**Provided material:**
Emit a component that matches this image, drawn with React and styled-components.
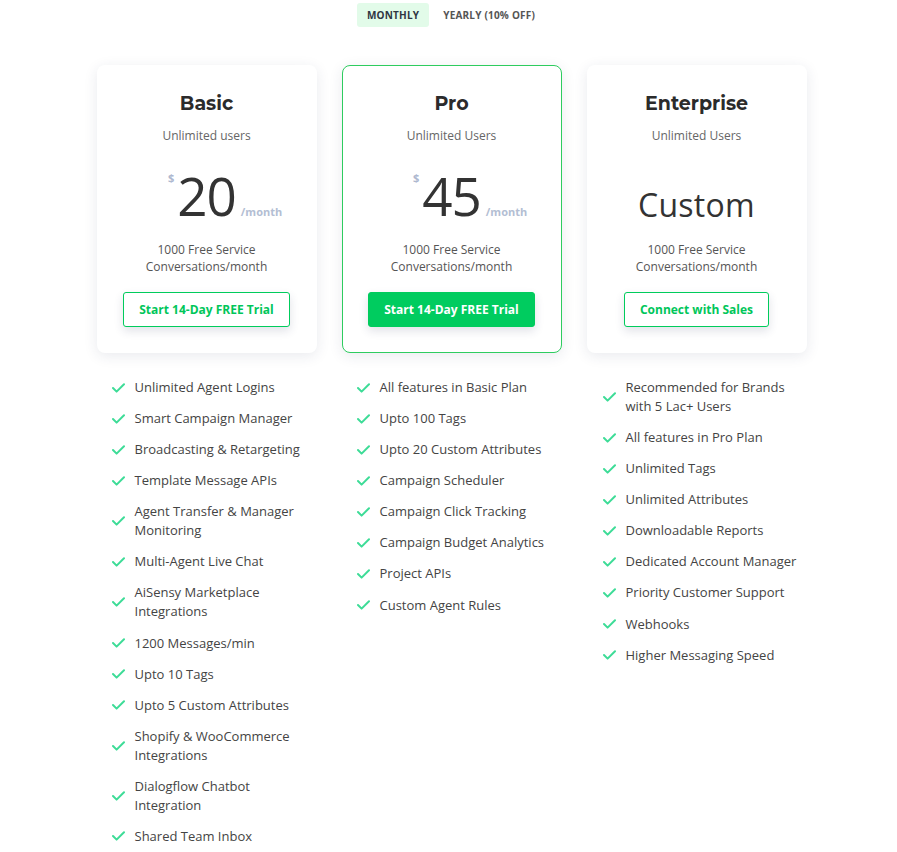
import React from "react";
import styled, { createGlobalStyle } from "styled-components";

const Global = createGlobalStyle`
  html, body { margin: 0; padding: 0; background: #fff; }
  body { font-family: "Open Sans", "Liberation Sans", sans-serif; color: #444; }
  * { box-sizing: border-box; }
`;

const Page = styled.div`
  display: flex;
  flex-direction: column;
  align-items: center;
  padding: 3px 0 0 6px;
`;

const Toggle = styled.div`
  display: flex;
  gap: 0;
  align-items: center;
  margin-left: 3px;
`;

const ToggleBtn = styled.button`
  font-family: "Open Sans", sans-serif;
  font-weight: 700;
  font-size: 10px;
  letter-spacing: 0.2px;
  color: ${(p) => (p.$active ? "#2f3542" : "#555")};
  background: ${(p) => (p.$active ? "#e2fbe9" : "transparent")};
  border: none;
  border-radius: 3px;
  height: 24px;
  padding: 0 10px;
  margin-right: 4px;
`;

const Cards = styled.div`
  display: grid;
  grid-template-columns: repeat(3, 220px);
  column-gap: 25px;
  margin-top: 38px;
`;

const Card = styled.div`
  background: #fff;
  border-radius: 8px;
  height: 288px;
  border: 1px solid ${(p) => (p.$featured ? "#2ecc5f" : "transparent")};
  box-shadow: 0 3px 14px rgba(40, 50, 90, 0.1);
  display: flex;
  flex-direction: column;
  align-items: center;
  padding-top: 25px;
`;

const Title = styled.div`
  font-family: "Montserrat", "Lato", "Open Sans", sans-serif;
  font-weight: 700;
  font-size: 19px;
  letter-spacing: 0;
  color: #2b2b2b;
  line-height: 26px;
`;

const Users = styled.div`
  font-size: 12px;
  color: #666;
  margin-top: 10px;
  line-height: 17px;
`;

const PriceRow = styled.div`
  height: 78px;
  margin-top: 14px;
  display: flex;
  align-items: center;
  justify-content: center;
`;

const Amount = styled.span`
  position: relative;
  font-size: 53px;
  font-weight: 400;
  color: #333;
  line-height: 60px;
  letter-spacing: -1px;
  margin-top: -2px;
`;

const Dollar = styled.span`
  position: absolute;
  right: 100%;
  top: 5px;
  margin-right: 3px;
  font-size: 11px;
  line-height: 14px;
  font-weight: 700;
  letter-spacing: 0;
  color: #aeb8cf;
`;

const Per = styled.span`
  position: absolute;
  left: 100%;
  bottom: 7px;
  margin-left: 5px;
  font-size: 11px;
  line-height: 14px;
  font-weight: 700;
  letter-spacing: 0;
  color: #b3bed3;
`;

const Custom = styled.span`
  font-size: 32px;
  color: #333;
  line-height: 40px;
  letter-spacing: 0.3px;
  margin-top: 16px;
`;

const Note = styled.div`
  font-size: 12px;
  color: #555;
  line-height: 17px;
  text-align: center;
  margin-top: 5px;
`;

const Action = styled.button`
  margin-top: 17px;
  height: 35px;
  padding: 0 15px;
  font-family: "Open Sans", sans-serif;
  font-weight: 700;
  font-size: 12px;
  border-radius: 3px;
  border: 1px solid #00cc5c;
  color: ${(p) => (p.$filled ? "#fff" : "#00c65a")};
  background: ${(p) => (p.$filled ? "#00cc5f" : "#fff")};
  box-shadow: 0 4px 10px rgba(40, 50, 90, 0.14);
`;

const Lists = styled.div`
  display: grid;
  grid-template-columns: repeat(3, 220px);
  column-gap: 25px;
  margin-top: 25px;
`;

const List = styled.ul`
  list-style: none;
  margin: 0;
  padding: 0 0 0 ${(p) => p.$pad || 15}px;
  display: flex;
  flex-direction: column;
  gap: 12.08px;
`;

const Item = styled.li`
  display: flex;
  align-items: center;
  gap: 10px;
  font-size: 13px;
  line-height: 19px;
  color: #444;
`;

const Check = () => (
  <svg width="13" height="10" viewBox="0 0 13 10" fill="none" style={{ flex: "none" }}>
    <path d="M1 5 L4.6 8.6 L12 1.2" stroke="#3ddc97" strokeWidth="2" strokeLinecap="round" strokeLinejoin="round" />
  </svg>
);

const plans = [
  {
    name: "Basic",
    users: "Unlimited users",
    price: "20",
    cta: "Start 14-Day FREE Trial",
    features: [
      "Unlimited Agent Logins",
      "Smart Campaign Manager",
      "Broadcasting & Retargeting",
      "Template Message APIs",
      ["Agent Transfer & Manager", "Monitoring"],
      "Multi-Agent Live Chat",
      ["AiSensy Marketplace", "Integrations"],
      "1200 Messages/min",
      "Upto 10 Tags",
      "Upto 5 Custom Attributes",
      ["Shopify & WooCommerce", "Integrations"],
      ["Dialogflow Chatbot", "Integration"],
      "Shared Team Inbox",
    ],
  },
  {
    name: "Pro",
    users: "Unlimited Users",
    price: "45",
    featured: true,
    cta: "Start 14-Day FREE Trial",
    features: [
      "All features in Basic Plan",
      "Upto 100 Tags",
      "Upto 20 Custom Attributes",
      "Campaign Scheduler",
      "Campaign Click Tracking",
      "Campaign Budget Analytics",
      "Project APIs",
      "Custom Agent Rules",
    ],
  },
  {
    name: "Enterprise",
    users: "Unlimited Users",
    custom: true,
    cta: "Connect with Sales",
    pad: 16,
    features: [
      ["Recommended for Brands", "with 5 Lac+ Users"],
      "All features in Pro Plan",
      "Unlimited Tags",
      "Unlimited Attributes",
      "Downloadable Reports",
      "Dedicated Account Manager",
      "Priority Customer Support",
      "Webhooks",
      "Higher Messaging Speed",
    ],
  },
];

export default function App() {
  return (
    <>
      <Global />
      <Page>
        <Toggle>
          <ToggleBtn $active>MONTHLY</ToggleBtn>
          <ToggleBtn>YEARLY (10% OFF)</ToggleBtn>
        </Toggle>
        <Cards>
          {plans.map((p) => (
            <Card key={p.name} $featured={p.featured}>
              <Title>{p.name}</Title>
              <Users>{p.users}</Users>
              <PriceRow>
                {p.custom ? (
                  <Custom>Custom</Custom>
                ) : (
                  <Amount>
                    <Dollar>$</Dollar>
                    {p.price}
                    <Per>/month</Per>
                  </Amount>
                )}
              </PriceRow>
              <Note>
                1000 Free Service
                <br />
                Conversations/month
              </Note>
              <Action $filled={p.featured}>{p.cta}</Action>
            </Card>
          ))}
        </Cards>
        <Lists>
          {plans.map((p) => (
            <List key={p.name} $pad={p.pad}>
              {p.features.map((f, i) => (
                <Item key={i}>
                  <Check />
                  <span>
                    {Array.isArray(f) ? (
                      <>
                        {f[0]}
                        <br />
                        {f[1]}
                      </>
                    ) : (
                      f
                    )}
                  </span>
                </Item>
              ))}
            </List>
          ))}
        </Lists>
      </Page>
    </>
  );
}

**Job:**
Transcribe all the lines above exactly, apart from the pictures.

**Result of the exercise:**
Emit a component that matches this image, drawn with React and styled-components.
import React from "react";
import styled, { createGlobalStyle } from "styled-components";

const Global = createGlobalStyle`
  html, body { margin: 0; padding: 0; background: #fff; }
  body { font-family: "Open Sans", "Liberation Sans", sans-serif; color: #444; }
  * { box-sizing: border-box; }
`;

const Page = styled.div`
  display: flex;
  flex-direction: column;
  align-items: center;
  padding: 3px 0 0 6px;
`;

const Toggle = styled.div`
  display: flex;
  gap: 0;
  align-items: center;
  margin-left: 3px;
`;

const ToggleBtn = styled.button`
  font-family: "Open Sans", sans-serif;
  font-weight: 700;
  font-size: 10px;
  letter-spacing: 0.2px;
  color: ${(p) => (p.$active ? "#2f3542" : "#555")};
  background: ${(p) => (p.$active ? "#e2fbe9" : "transparent")};
  border: none;
  border-radius: 3px;
  height: 24px;
  padding: 0 10px;
  margin-right: 4px;
`;

const Cards = styled.div`
  display: grid;
  grid-template-columns: repeat(3, 220px);
  column-gap: 25px;
  margin-top: 38px;
`;

const Card = styled.div`
  background: #fff;
  border-radius: 8px;
  height: 288px;
  border: 1px solid ${(p) => (p.$featured ? "#2ecc5f" : "transparent")};
  box-shadow: 0 3px 14px rgba(40, 50, 90, 0.1);
  display: flex;
  flex-direction: column;
  align-items: center;
  padding-top: 25px;
`;

const Title = styled.div`
  font-family: "Montserrat", "Lato", "Open Sans", sans-serif;
  font-weight: 700;
  font-size: 19px;
  letter-spacing: 0;
  color: #2b2b2b;
  line-height: 26px;
`;

const Users = styled.div`
  font-size: 12px;
  color: #666;
  margin-top: 10px;
  line-height: 17px;
`;

const PriceRow = styled.div`
  height: 78px;
  margin-top: 14px;
  display: flex;
  align-items: center;
  justify-content: center;
`;

const Amount = styled.span`
  position: relative;
  font-size: 53px;
  font-weight: 400;
  color: #333;
  line-height: 60px;
  letter-spacing: -1px;
  margin-top: -2px;
`;

const Dollar = styled.span`
  position: absolute;
  right: 100%;
  top: 5px;
  margin-right: 3px;
  font-size: 11px;
  line-height: 14px;
  font-weight: 700;
  letter-spacing: 0;
  color: #aeb8cf;
`;

const Per = styled.span`
  position: absolute;
  left: 100%;
  bottom: 7px;
  margin-left: 5px;
  font-size: 11px;
  line-height: 14px;
  font-weight: 700;
  letter-spacing: 0;
  color: #b3bed3;
`;

const Custom = styled.span`
  font-size: 32px;
  color: #333;
  line-height: 40px;
  letter-spacing: 0.3px;
  margin-top: 16px;
`;

const Note = styled.div`
  font-size: 12px;
  color: #555;
  line-height: 17px;
  text-align: center;
  margin-top: 5px;
`;

const Action = styled.button`
  margin-top: 17px;
  height: 35px;
  padding: 0 15px;
  font-family: "Open Sans", sans-serif;
  font-weight: 700;
  font-size: 12px;
  border-radius: 3px;
  border: 1px solid #00cc5c;
  color: ${(p) => (p.$filled ? "#fff" : "#00c65a")};
  background: ${(p) => (p.$filled ? "#00cc5f" : "#fff")};
  box-shadow: 0 4px 10px rgba(40, 50, 90, 0.14);
`;

const Lists = styled.div`
  display: grid;
  grid-template-columns: repeat(3, 220px);
  column-gap: 25px;
  margin-top: 25px;
`;

const List = styled.ul`
  list-style: none;
  margin: 0;
  padding: 0 0 0 ${(p) => p.$pad || 15}px;
  display: flex;
  flex-direction: column;
  gap: 12.08px;
`;

const Item = styled.li`
  display: flex;
  align-items: center;
  gap: 10px;
  font-size: 13px;
  line-height: 19px;
  color: #444;
`;

const Check = () => (
  <svg width="13" height="10" viewBox="0 0 13 10" fill="none" style={{ flex: "none" }}>
    <path d="M1 5 L4.6 8.6 L12 1.2" stroke="#3ddc97" strokeWidth="2" strokeLinecap="round" strokeLinejoin="round" />
  </svg>
);

const plans = [
  {
    name: "Basic",
    users: "Unlimited users",
    price: "20",
    cta: "Start 14-Day FREE Trial",
    features: [
      "Unlimited Agent Logins",
      "Smart Campaign Manager",
      "Broadcasting & Retargeting",
      "Template Message APIs",
      ["Agent Transfer & Manager", "Monitoring"],
      "Multi-Agent Live Chat",
      ["AiSensy Marketplace", "Integrations"],
      "1200 Messages/min",
      "Upto 10 Tags",
      "Upto 5 Custom Attributes",
      ["Shopify & WooCommerce", "Integrations"],
      ["Dialogflow Chatbot", "Integration"],
      "Shared Team Inbox",
    ],
  },
  {
    name: "Pro",
    users: "Unlimited Users",
    price: "45",
    featured: true,
    cta: "Start 14-Day FREE Trial",
    features: [
      "All features in Basic Plan",
      "Upto 100 Tags",
      "Upto 20 Custom Attributes",
      "Campaign Scheduler",
      "Campaign Click Tracking",
      "Campaign Budget Analytics",
      "Project APIs",
      "Custom Agent Rules",
    ],
  },
  {
    name: "Enterprise",
    users: "Unlimited Users",
    custom: true,
    cta: "Connect with Sales",
    pad: 16,
    features: [
      ["Recommended for Brands", "with 5 Lac+ Users"],
      "All features in Pro Plan",
      "Unlimited Tags",
      "Unlimited Attributes",
      "Downloadable Reports",
      "Dedicated Account Manager",
      "Priority Customer Support",
      "Webhooks",
      "Higher Messaging Speed",
    ],
  },
];

export default function App() {
  return (
    <>
      <Global />
      <Page>
        <Toggle>
          <ToggleBtn $active>MONTHLY</ToggleBtn>
          <ToggleBtn>YEARLY (10% OFF)</ToggleBtn>
        </Toggle>
        <Cards>
          {plans.map((p) => (
            <Card key={p.name} $featured={p.featured}>
              <Title>{p.name}</Title>
              <Users>{p.users}</Users>
              <PriceRow>
                {p.custom ? (
                  <Custom>Custom</Custom>
                ) : (
                  <Amount>
                    <Dollar>$</Dollar>
                    {p.price}
                    <Per>/month</Per>
                  </Amount>
                )}
              </PriceRow>
              <Note>
                1000 Free Service
                <br />
                Conversations/month
              </Note>
              <Action $filled={p.featured}>{p.cta}</Action>
            </Card>
          ))}
        </Cards>
        <Lists>
          {plans.map((p) => (
            <List key={p.name} $pad={p.pad}>
              {p.features.map((f, i) => (
                <Item key={i}>
                  <Check />
                  <span>
                    {Array.isArray(f) ? (
                      <>
                        {f[0]}
                        <br />
                        {f[1]}
                      </>
                    ) : (
                      f
                    )}
                  </span>
                </Item>
              ))}
            </List>
          ))}
        </Lists>
      </Page>
    </>
  );
}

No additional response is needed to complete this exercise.